■ Written instruction: Copy the data precisely, character for character, and leave out every picture.
[Start of Data lines]
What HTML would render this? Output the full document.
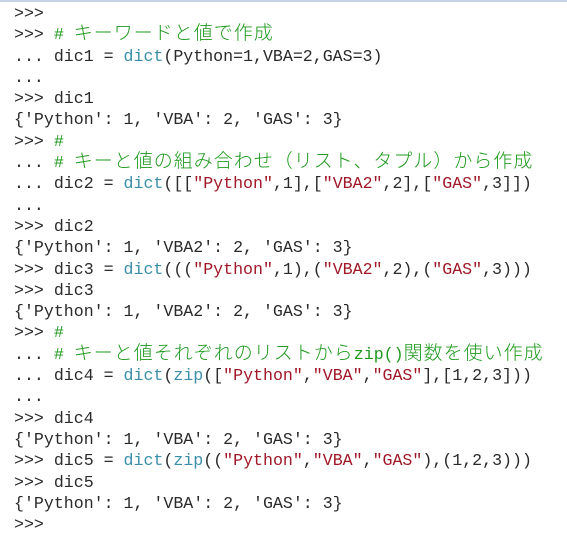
<!DOCTYPE html>
<html><head><meta charset="utf-8"><style>
html,body{margin:0;padding:0;background:#fff;}
body{width:567px;height:537px;overflow:hidden;border-top:2px solid #c8d4e4;box-sizing:border-box;}
pre{margin:0;padding:1px 0 0 14px;font-family:"Liberation Mono",monospace;font-size:16.6px;line-height:21.3px;color:#2a2a2a;}
.j{font-family:"Noto Sans CJK JP",sans-serif;font-size:19px;font-weight:300;line-height:0;letter-spacing:1px;}
.c{color:#1e9a1e;}
.b{color:#3a8ea8;}
.s{color:#a01828;}
</style></head><body><pre>&gt;&gt;&gt;
&gt;&gt;&gt; <span class="c"># <span class="j">キーワードと値で作成</span></span>
... dic1 = <span class="b">dict</span>(Python=1,VBA=2,GAS=3)
...
&gt;&gt;&gt; dic1
{'Python': 1, 'VBA': 2, 'GAS': 3}
&gt;&gt;&gt; <span class="c">#</span>
... <span class="c"># <span class="j">キーと値の組み合わせ（リスト、タプル）から作成</span></span>
... dic2 = <span class="b">dict</span>([[<span class="s">"Python"</span>,1],[<span class="s">"VBA2"</span>,2],[<span class="s">"GAS"</span>,3]])
...
&gt;&gt;&gt; dic2
{'Python': 1, 'VBA2': 2, 'GAS': 3}
&gt;&gt;&gt; dic3 = <span class="b">dict</span>(((<span class="s">"Python"</span>,1),(<span class="s">"VBA2"</span>,2),(<span class="s">"GAS"</span>,3)))
&gt;&gt;&gt; dic3
{'Python': 1, 'VBA2': 2, 'GAS': 3}
&gt;&gt;&gt; <span class="c">#</span>
... <span class="c"># <span class="j">キーと値それぞれのリストから</span>zip()<span class="j">関数を使い作成</span></span>
... dic4 = <span class="b">dict</span>(<span class="b">zip</span>([<span class="s">"Python"</span>,<span class="s">"VBA"</span>,<span class="s">"GAS"</span>],[1,2,3]))
...
&gt;&gt;&gt; dic4
{'Python': 1, 'VBA': 2, 'GAS': 3}
&gt;&gt;&gt; dic5 = <span class="b">dict</span>(<span class="b">zip</span>((<span class="s">"Python"</span>,<span class="s">"VBA"</span>,<span class="s">"GAS"</span>),(1,2,3)))
&gt;&gt;&gt; dic5
{'Python': 1, 'VBA': 2, 'GAS': 3}
&gt;&gt;&gt;</pre></body></html>
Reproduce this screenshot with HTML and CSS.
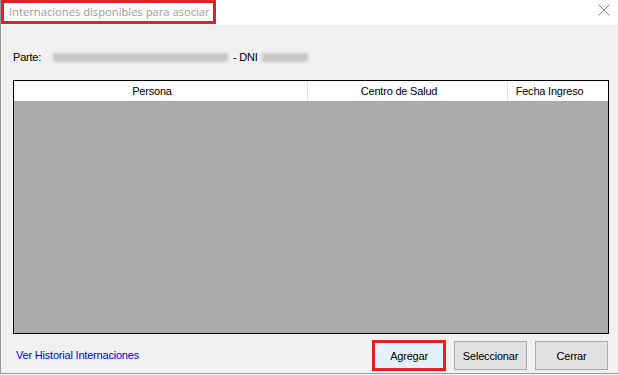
FILE: index.html
```html
<!DOCTYPE html>
<html lang="es">
<head>
    <meta charset="UTF-8">
    <title>Internaciones disponibles para asociar</title>
    <link rel="stylesheet" href="styles.css">
</head>
<body>
    <div class="window">
        <div class="titlebar">
            <span class="title">Internaciones disponibles para asociar</span>
            <svg class="close" width="12" height="12" viewBox="0 0 12 12">
                <path d="M0.5 0.5 L11.5 11.5 M11.5 0.5 L0.5 11.5" stroke="#7a7a7a" stroke-width="0.9" fill="none"/>
            </svg>
        </div>
        <div class="content">
            <div class="parte-row">
                <span class="label">Parte:</span>
                <span class="blur blur-name"></span>
                <span class="dni">- DNI</span>
                <span class="blur blur-dni"></span>
            </div>
            <div class="grid">
                <div class="grid-header">
                    <div class="col col-persona">Persona</div>
                    <div class="col col-centro">Centro de Salud</div>
                    <div class="col col-fecha">Fecha Ingreso</div>
                </div>
                <div class="grid-body"></div>
            </div>
            <div class="footer">
                <a class="link" href="#">Ver Historial Internaciones</a>
                <div class="buttons">
                    <button class="btn btn-focus">Agregar</button>
                    <button class="btn">Seleccionar</button>
                    <button class="btn">Cerrar</button>
                </div>
            </div>
        </div>
    </div>
</body>
</html>
```

FILE: styles.css
```css
html, body {
    margin: 0;
    padding: 0;
}
body {
    width: 618px;
    height: 375px;
    background: #f0f0f0;
    font-family: 'Liberation Sans', Arial, sans-serif;
    font-size: 11px;
    letter-spacing: -0.2px;
    color: #000;
    overflow: hidden;
}
.window {
    height: 373px;
    display: flex;
    flex-direction: column;
    border-left: 1px solid #9a9a9a;
    border-bottom: 1px solid #a0a0a0;
    background: #f0f0f0;
}
.titlebar {
    height: 25px;
    background: #fff;
    display: flex;
    justify-content: space-between;
    align-items: flex-start;
}
.title {
    box-sizing: border-box;
    height: 24px;
    width: 215px;
    border: 3px solid #ec1c24;
    padding: 0 5px;
    font-family: 'Open Sans', 'Noto Sans', sans-serif;
    font-size: 11.2px;
    letter-spacing: 0;
    line-height: 18px;
    color: #9b9b9b;
    white-space: nowrap;
}
.close {
    margin: 4px 8px 0 0;
}
.content {
    flex: 1;
    display: flex;
    flex-direction: column;
    padding: 0 9px 0 12px;
}
.parte-row {
    margin-top: 25px;
    height: 14px;
    line-height: 14px;
    display: flex;
    align-items: center;
}
.label {
    width: 40px;
}
.blur {
    display: inline-block;
    height: 9px;
    background: #c6c6c6;
    filter: blur(1.8px);
}
.blur-name {
    width: 175px;
    margin-right: 5px;
}
.dni {
    margin-right: 4px;
}
.blur-dni {
    width: 46px;
}
.grid {
    margin-top: 16px;
    height: 254px;
    box-sizing: border-box;
    border: 1px solid #000;
    display: flex;
    flex-direction: column;
}
.grid-header {
    height: 20px;
    background: #fff;
    display: flex;
}
.col {
    box-sizing: border-box;
    text-align: center;
    line-height: 20px;
    padding-right: 17px;
    border-right: 1px solid #e5e5e5;
}
.col-persona {
    width: 294px;
}
.col-centro {
    width: 200px;
}
.col-fecha {
    flex: 1;
    border-right: none;
}
.grid-body {
    flex: 1;
    background: #ababab;
}
.footer {
    flex: 1;
    display: flex;
    justify-content: space-between;
    align-items: flex-start;
}
.link {
    margin: 14px 0 0 3px;
    line-height: 14px;
    color: #0000ff;
    text-decoration: none;
}
.buttons {
    display: flex;
    gap: 8px;
    margin: 6px 1px 0 0;
    align-items: flex-start;
}
.btn {
    box-sizing: border-box;
    width: 73px;
    height: 29px;
    margin-top: 1px;
    border: 1px solid #adadad;
    background: #e1e1e1;
    font-family: 'Liberation Sans', Arial, sans-serif;
    font-size: 11px;
    letter-spacing: -0.2px;
    color: #000;
    padding: 0;
}
.btn-focus {
    width: 74px;
    height: 31px;
    margin-top: 0;
    border: 3px solid #ec1c24;
    background: #e5f1fb;
}
```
[End of Data lines]
■ Task response:
What HTML would render this? Output the full document.
<!DOCTYPE html>
<html><head><meta charset="utf-8"><style>
html,body{margin:0;padding:0;background:#fff;}
body{width:567px;height:537px;overflow:hidden;border-top:2px solid #c8d4e4;box-sizing:border-box;}
pre{margin:0;padding:1px 0 0 14px;font-family:"Liberation Mono",monospace;font-size:16.6px;line-height:21.3px;color:#2a2a2a;}
.j{font-family:"Noto Sans CJK JP",sans-serif;font-size:19px;font-weight:300;line-height:0;letter-spacing:1px;}
.c{color:#1e9a1e;}
.b{color:#3a8ea8;}
.s{color:#a01828;}
</style></head><body><pre>&gt;&gt;&gt;
&gt;&gt;&gt; <span class="c"># <span class="j">キーワードと値で作成</span></span>
... dic1 = <span class="b">dict</span>(Python=1,VBA=2,GAS=3)
...
&gt;&gt;&gt; dic1
{'Python': 1, 'VBA': 2, 'GAS': 3}
&gt;&gt;&gt; <span class="c">#</span>
... <span class="c"># <span class="j">キーと値の組み合わせ（リスト、タプル）から作成</span></span>
... dic2 = <span class="b">dict</span>([[<span class="s">"Python"</span>,1],[<span class="s">"VBA2"</span>,2],[<span class="s">"GAS"</span>,3]])
...
&gt;&gt;&gt; dic2
{'Python': 1, 'VBA2': 2, 'GAS': 3}
&gt;&gt;&gt; dic3 = <span class="b">dict</span>(((<span class="s">"Python"</span>,1),(<span class="s">"VBA2"</span>,2),(<span class="s">"GAS"</span>,3)))
&gt;&gt;&gt; dic3
{'Python': 1, 'VBA2': 2, 'GAS': 3}
&gt;&gt;&gt; <span class="c">#</span>
... <span class="c"># <span class="j">キーと値それぞれのリストから</span>zip()<span class="j">関数を使い作成</span></span>
... dic4 = <span class="b">dict</span>(<span class="b">zip</span>([<span class="s">"Python"</span>,<span class="s">"VBA"</span>,<span class="s">"GAS"</span>],[1,2,3]))
...
&gt;&gt;&gt; dic4
{'Python': 1, 'VBA': 2, 'GAS': 3}
&gt;&gt;&gt; dic5 = <span class="b">dict</span>(<span class="b">zip</span>((<span class="s">"Python"</span>,<span class="s">"VBA"</span>,<span class="s">"GAS"</span>),(1,2,3)))
&gt;&gt;&gt; dic5
{'Python': 1, 'VBA': 2, 'GAS': 3}
&gt;&gt;&gt;</pre></body></html>
Reproduce this screenshot with HTML and CSS.
FILE: index.html
```html
<!DOCTYPE html>
<html lang="es">
<head>
    <meta charset="UTF-8">
    <title>Internaciones disponibles para asociar</title>
    <link rel="stylesheet" href="styles.css">
</head>
<body>
    <div class="window">
        <div class="titlebar">
            <span class="title">Internaciones disponibles para asociar</span>
            <svg class="close" width="12" height="12" viewBox="0 0 12 12">
                <path d="M0.5 0.5 L11.5 11.5 M11.5 0.5 L0.5 11.5" stroke="#7a7a7a" stroke-width="0.9" fill="none"/>
            </svg>
        </div>
        <div class="content">
            <div class="parte-row">
                <span class="label">Parte:</span>
                <span class="blur blur-name"></span>
                <span class="dni">- DNI</span>
                <span class="blur blur-dni"></span>
            </div>
            <div class="grid">
                <div class="grid-header">
                    <div class="col col-persona">Persona</div>
                    <div class="col col-centro">Centro de Salud</div>
                    <div class="col col-fecha">Fecha Ingreso</div>
                </div>
                <div class="grid-body"></div>
            </div>
            <div class="footer">
                <a class="link" href="#">Ver Historial Internaciones</a>
                <div class="buttons">
                    <button class="btn btn-focus">Agregar</button>
                    <button class="btn">Seleccionar</button>
                    <button class="btn">Cerrar</button>
                </div>
            </div>
        </div>
    </div>
</body>
</html>
```

FILE: styles.css
```css
html, body {
    margin: 0;
    padding: 0;
}
body {
    width: 618px;
    height: 375px;
    background: #f0f0f0;
    font-family: 'Liberation Sans', Arial, sans-serif;
    font-size: 11px;
    letter-spacing: -0.2px;
    color: #000;
    overflow: hidden;
}
.window {
    height: 373px;
    display: flex;
    flex-direction: column;
    border-left: 1px solid #9a9a9a;
    border-bottom: 1px solid #a0a0a0;
    background: #f0f0f0;
}
.titlebar {
    height: 25px;
    background: #fff;
    display: flex;
    justify-content: space-between;
    align-items: flex-start;
}
.title {
    box-sizing: border-box;
    height: 24px;
    width: 215px;
    border: 3px solid #ec1c24;
    padding: 0 5px;
    font-family: 'Open Sans', 'Noto Sans', sans-serif;
    font-size: 11.2px;
    letter-spacing: 0;
    line-height: 18px;
    color: #9b9b9b;
    white-space: nowrap;
}
.close {
    margin: 4px 8px 0 0;
}
.content {
    flex: 1;
    display: flex;
    flex-direction: column;
    padding: 0 9px 0 12px;
}
.parte-row {
    margin-top: 25px;
    height: 14px;
    line-height: 14px;
    display: flex;
    align-items: center;
}
.label {
    width: 40px;
}
.blur {
    display: inline-block;
    height: 9px;
    background: #c6c6c6;
    filter: blur(1.8px);
}
.blur-name {
    width: 175px;
    margin-right: 5px;
}
.dni {
    margin-right: 4px;
}
.blur-dni {
    width: 46px;
}
.grid {
    margin-top: 16px;
    height: 254px;
    box-sizing: border-box;
    border: 1px solid #000;
    display: flex;
    flex-direction: column;
}
.grid-header {
    height: 20px;
    background: #fff;
    display: flex;
}
.col {
    box-sizing: border-box;
    text-align: center;
    line-height: 20px;
    padding-right: 17px;
    border-right: 1px solid #e5e5e5;
}
.col-persona {
    width: 294px;
}
.col-centro {
    width: 200px;
}
.col-fecha {
    flex: 1;
    border-right: none;
}
.grid-body {
    flex: 1;
    background: #ababab;
}
.footer {
    flex: 1;
    display: flex;
    justify-content: space-between;
    align-items: flex-start;
}
.link {
    margin: 14px 0 0 3px;
    line-height: 14px;
    color: #0000ff;
    text-decoration: none;
}
.buttons {
    display: flex;
    gap: 8px;
    margin: 6px 1px 0 0;
    align-items: flex-start;
}
.btn {
    box-sizing: border-box;
    width: 73px;
    height: 29px;
    margin-top: 1px;
    border: 1px solid #adadad;
    background: #e1e1e1;
    font-family: 'Liberation Sans', Arial, sans-serif;
    font-size: 11px;
    letter-spacing: -0.2px;
    color: #000;
    padding: 0;
}
.btn-focus {
    width: 74px;
    height: 31px;
    margin-top: 0;
    border: 3px solid #ec1c24;
    background: #e5f1fb;
}
```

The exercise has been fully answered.